Nijair Fomos treinados para o imprevisível. Quando estamos de serviço, sabemos que podemos agir em qualquer tempo, nas circunstâncias as mais adversas possíveis. Em nossas análises táticas iniciais, ainda em deslocamento para a ocorrência, pensamos nos materiais que temos disponíveis, nas técnicas que possuímos e, baseados no que chamamos de Acidente Máximo Postulado – AMP, traçamos nosso plano de operação. Assim, sempre criamos mentalmente o pior cenário possível, pois essa percepção nos fortalece quando o cenário está aquém daquele que idealizamos e não nos abala diante de horrorosos e dantescos incêndios. As queimadas, ultima ratio, são apenas uma extensão da complexidade da nossa atividade profissional que tem como pano de fundo o dinamismo que nos afasta da rotina. Nesse sentido, ressaltamos a importância do Comando Geral da Corporação. O Cmt Geral, Cel Holanda, tem se voltado com extremo carinho para os quartéis do interior. O Cmt Adjunto, Cel Cleyton, sempre atende a todas as nossas demandas e o Ten Cel Anderson, atual Comandante dos Bombeiros do Interior, tem sido o elo fundamental para o crescimento de todos. Temos, hoje, uma Corporação coesa, todos voltados para o mesmo objetivo: a excelência no atendimento, transformando dificuldades em possibilidades, dentro das nossas limitações.

A Praça – Quais são os prejuízos para a fauna e a flora com a evidência das queimadas?

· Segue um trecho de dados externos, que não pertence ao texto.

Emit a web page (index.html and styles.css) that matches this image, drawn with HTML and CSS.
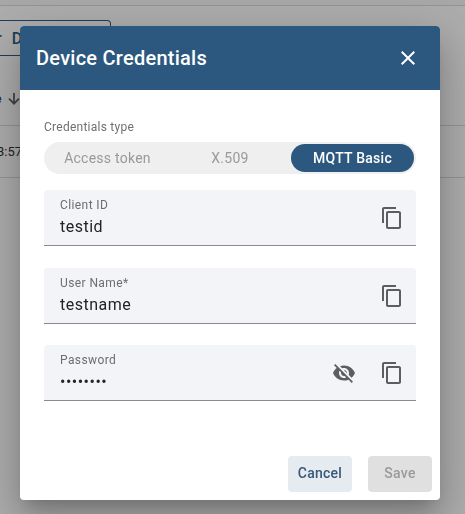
FILE: index.html
```html
<!DOCTYPE html>
<html lang="en">
<head>
<meta charset="utf-8">
<title>Device Credentials</title>
<link rel="stylesheet" href="styles.css">
</head>
<body>
<svg class="sprite" aria-hidden="true">
  <symbol id="copy" viewBox="0 0 24 24"><path d="M16 1H4c-1.100 0-2 .9-2 2v14h2V3h12V1zm3 4H8c-1.100 0-2 .9-2 2v14c0 1.100.9 2 2 2h11c1.100 0 2-.9 2-2V7c0-1.100-.9-2-2-2zm0 16H8V7h11v14z"/></symbol>
  <symbol id="hidden-eye" viewBox="0 0 24 24"><path d="M12 7c2.760 0 5 2.240 5 5 0 .65-.13 1.260-.36 1.830l2.920 2.920c1.510-1.260 2.700-2.890 3.430-4.750-1.730-4.390-6-7.500-11-7.500-1.400 0-2.740.25-3.980.7l2.160 2.160C10.740 7.130 11.350 7 12 7zM2 4.270l2.280 2.280.46.46C3.080 8.300 1.780 10.020 1 12c1.730 4.390 6 7.500 11 7.500 1.550 0 3.030-.3 4.380-.84l.42.42L19.730 22 21 20.730 3.270 3 2 4.270zM7.530 9.800l1.550 1.550c-.05.21-.08.43-.08.65 0 1.660 1.340 3 3 3 .22 0 .44-.03.65-.08l1.550 1.550c-.67.33-1.410.53-2.200.53-2.760 0-5-2.240-5-5 0-.79.2-1.530.53-2.200zm4.310-.78l3.150 3.150.02-.16c0-1.660-1.340-3-3-3l-.17.01z"/></symbol>
</svg>
<div class="page">
  <div class="topbar"></div>
  <div class="toolbar"><div class="filter"><span>r</span><span class="filter-name">D</span></div></div>
  <div class="head-row"><span>e</span>
    <svg width="12" height="12" viewBox="0 0 12 12"><path d="M6 0v10.500M1 5.700l5 5 5-5"/></svg>
  </div>
  <div class="data-row">3:57</div>
</div>
<div class="overlay">
  <section class="dialog">
    <header class="dialog-header">
      <h1>Device Credentials</h1>
      <svg class="close" viewBox="0 0 24 24"><path d="M19 6.410L17.590 5 12 10.590 6.410 5 5 6.410 10.590 12 5 17.590 6.410 19 12 13.410 17.590 19 19 17.590 13.410 12z"/></svg>
    </header>
    <div class="content">
      <div class="type-label">Credentials type</div>
      <div class="toggle">
        <span class="option token">Access token</span>
        <span class="option x509">X.509</span>
        <span class="option selected">MQTT Basic</span>
      </div>
      <div class="field">
        <div class="text"><div class="label">Client ID</div><div class="value">testid</div></div>
        <svg class="icon"><use href="#copy"/></svg>
      </div>
      <div class="field">
        <div class="text"><div class="label">User Name*</div><div class="value">testname</div></div>
        <svg class="icon"><use href="#copy"/></svg>
      </div>
      <div class="field password">
        <div class="text"><div class="label">Password</div><div class="value dots">••••••••</div></div>
        <svg class="icon"><use href="#hidden-eye"/></svg>
        <svg class="icon"><use href="#copy"/></svg>
      </div>
    </div>
    <footer class="actions">
      <div class="button cancel">Cancel</div>
      <div class="button save">Save</div>
    </footer>
  </section>
</div>
</body>
</html>
```
FILE: styles.css
```css
* { box-sizing: border-box; }
body {
  margin: 0;
  height: 514px;
  overflow: hidden;
  background: #adadad;
  font-family: Roboto, "Liberation Sans", sans-serif;
  color: #222;
}
.sprite { position: absolute; width: 0; height: 0; }
.page { height: 514px; }
.topbar { height: 6px; background: #a8a8a8; border-bottom: 1px solid #949494; }
.toolbar { height: 67px; padding-top: 14px; }
.filter {
  display: flex;
  align-items: center;
  gap: 10px;
  width: 111px;
  height: 36px;
  border: 1px solid #203d59;
  border-left: 0;
  border-radius: 0 4px 4px 0;
  font-size: 16px;
  font-weight: 500;
  color: #203d59;
}
.filter span:first-child { margin-left: -4px; }
.head-row {
  display: flex;
  align-items: center;
  gap: 7px;
  height: 53px;
  margin-left: -5px;
  border-bottom: 1px solid #949494;
  font-size: 12px;
  font-weight: 500;
}
.head-row svg { fill: none; stroke: #444; stroke-width: 1.8; }
.data-row {
  height: 52px;
  text-indent: -3px;
  line-height: 51px;
  border-bottom: 1px solid #949494;
  font-size: 13px;
}
.overlay {
  position: fixed;
  inset: 0;
  padding: 26px 25px 14px 20px;
}
.dialog {
  display: flex;
  flex-direction: column;
  height: 474px;
  background: #fff;
  border-radius: 4px;
  box-shadow: 0 11px 15px -7px rgba(0,0,0,.2), 0 24px 38px 3px rgba(0,0,0,.14), 0 9px 46px 8px rgba(0,0,0,.12);
}
.dialog-header {
  display: flex;
  align-items: center;
  justify-content: space-between;
  height: 64px;
  padding: 0 20px 0 16px;
  background: #2c587f;
  border-radius: 4px 4px 0 0;
  color: #fff;
}
h1 { margin: 0; font-size: 20px; font-weight: 500; letter-spacing: .25px; line-height: 32px; }
.close { width: 24px; height: 24px; fill: #fff; }
.content { flex: 1; padding: 29px 24px 0; }
.type-label { height: 23px; font-size: 12px; line-height: 16px; letter-spacing: .25px; color: #707070; }
.toggle {
  display: flex;
  align-items: center;
  height: 32px;
  margin-bottom: 16px;
  padding: 2px;
  border-radius: 16px;
  background: #efefef;
}
.option {
  height: 28px;
  border-radius: 14px;
  font-size: 14px;
  line-height: 28px;
  letter-spacing: .25px;
  text-align: center;
  color: #999;
}
.token { width: 123px; }
.x509 { width: 122px; }
.selected { width: 123px; background: #2c587f; color: #fff; font-weight: 500; }
.field {
  display: flex;
  gap: 24px;
  height: 56px;
  margin-bottom: 22px;
  padding: 0 12px 0 16px;
  background: #f3f4f8;
  border-bottom: 1px solid #898a8e;
  border-radius: 4px 4px 0 0;
}
.field.password { margin-top: -1px; }
.text { flex: 1; padding-top: 7px; }
.label { font-size: 12px; line-height: 16px; letter-spacing: .4px; color: #6c6d71; }
.value { font-size: 16px; line-height: 24px; letter-spacing: .5px; margin-top: 2px; color: #222326; }
.icon { width: 24px; height: 24px; margin-top: 16px; fill: #5c5d60; }
.actions { display: flex; justify-content: flex-end; gap: 16px; padding: 8px; }
.button {
  width: 64px;
  height: 36px;
  border-radius: 4px;
  font-size: 14px;
  font-weight: 500;
  line-height: 35px;
  letter-spacing: .25px;
  text-align: center;
}
.cancel { background: #e6ebf0; color: #36587b; }
.save { background: #e0e0e0; color: #9a9a9a; }
```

Nijair – Os prejuízos são incalculáveis. Basta uma vida animal perdida para justificar toda uma luta pela não degradação ambiental. Infelizmente, há biomas transformados pelas queimadas, plantações destruídas, patrimônios e sonhos perdidos. É angustiante ouvir relatos de agricultores lamentando, após um incêndio em vegetação, que perdeu todo o pasto. É impactante para os bombeiros, durante o combate, passarmos por animais queimados. O cenário cinza da destruição, que nos remete à morte, não é o que desejamos. O que nos fascina é o verde das plantas que nos leva a pensar num Criador que é sinônimo de vida e vida em abundância.

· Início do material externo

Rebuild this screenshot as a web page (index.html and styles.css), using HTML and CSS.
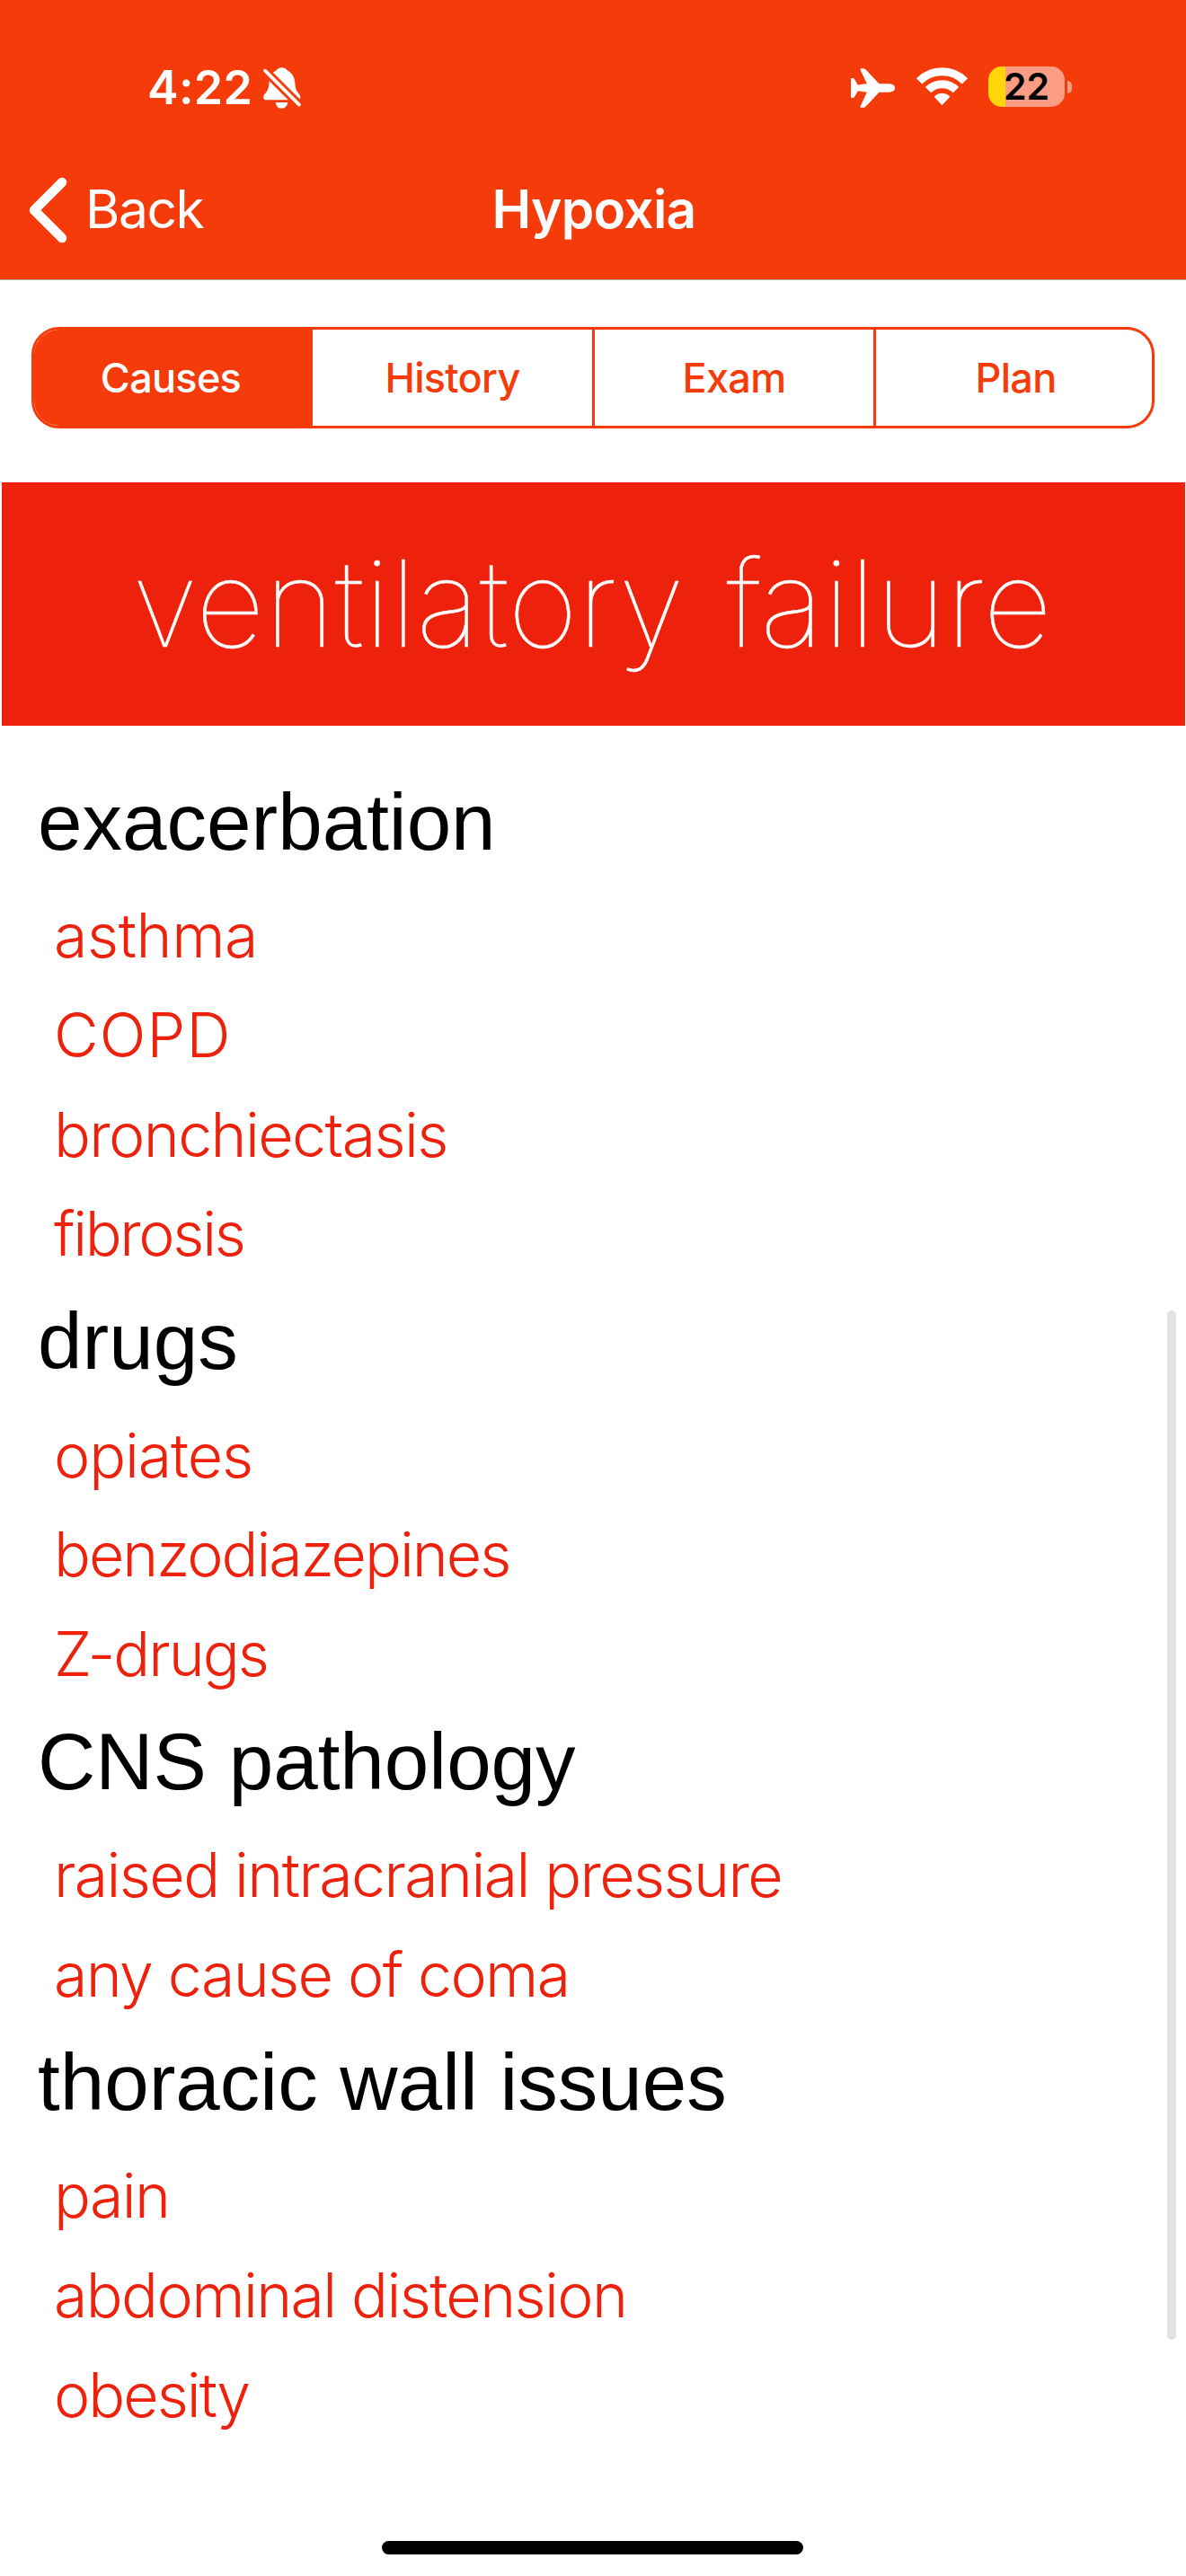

A Praça – O que é o pior das queimadas? Quando ficam fora de controle?

Nijair – Nós, bombeiros, combatemos e retornamos para o quartel, com a sensação do dever cumprido. Independente da proporção, sabemos que o fogo será debelado. O tempo de combate é indiferente. Podemos voltar no mesmo dia ou passar vários dias em ação. As dificuldades são imensas, mas, além de lidar com a morte dos animais que não conseguem fugir; além da consciência de que muito se perde da biodiversidade, temos como fator de dificuldade o desgaste físico dos nossos homens. O combate florestal, apesar de atualmente contarmos com o apoio de aeronaves, com drones e outros aparatos tecnológicos, ainda exige muito dos militares florestais. São bombeiros abnegados que adentram matas em chamas, conduzindo materiais de sapa, cantil, bombas costais; homens que se submetem aos riscos inerentes às florestas, durante o contato real com a natureza em chamas.

A Praça – Recentemente foi criada mais uma companhia de Bombeiros, a sexta companhia, que também passa a ficar sob o comando do coronel Nijair Araújo. Já são quantas as companhias da corporação ligadas ao batalhão de Iguatu?

Nijair – Em mais uma ação do Governo do Estado, graças aos esforços renovados do nosso Comandante Geral, Cel Holanda, em parceria com a prefeitura de Quixadá, as instalações da 6ª Companhia do 4º Batalhão ficarão prontas no final de agosto, com previsão inicial de inauguração entre os meses setembro ou outubro. Com ela, serão seis quartéis sob a circunscrição do Batalhão: Iguatu, Quixeramobim, Limoeiro do Norte, Aracati, Guaramiranga e Quixadá. Será mais uma grata responsabilidade, o que aumenta nosso compromisso com a missão de salvaguardar vidas e haveres.

A Praça – Comandante, uma ocorrência de incêndio na noite de quarta-feira, dia 29, no município de Orós, teve ampla repercussão na imprensa. É verdade que a origem do sinistro pode ter sido criminosa?

Nijair – Na manhã do dia seguinte, recebi mensagens de uma pessoa relatando ter presenciado o exato momento em que dois homens, numa moto Bros, pararam na entrada da cidade de Orós, um deles desceu e, com uma tocha numa das mãos, ateou fogo na vegetação. Ela lamentou não ter tido a ideia de registrar e declarou que jamais imaginaria que o fogo tomasse a proporção que tomou. Exatamente por isso, costumamos solicitar à população que nos auxilie nessa empreitada. Sozinhos, fica impossível para nós, bombeiros militares, o enfrentamento diante de problema tão grave e recorrente. A denúncia é fundamental. Sem a identificação de possíveis autores, o Estado não pode agir, utilizando-se do poder punitivo que a legislação prevê. A responsabilidade social é um preceito coletivo, estando nas mãos de todos o dever de ajudar.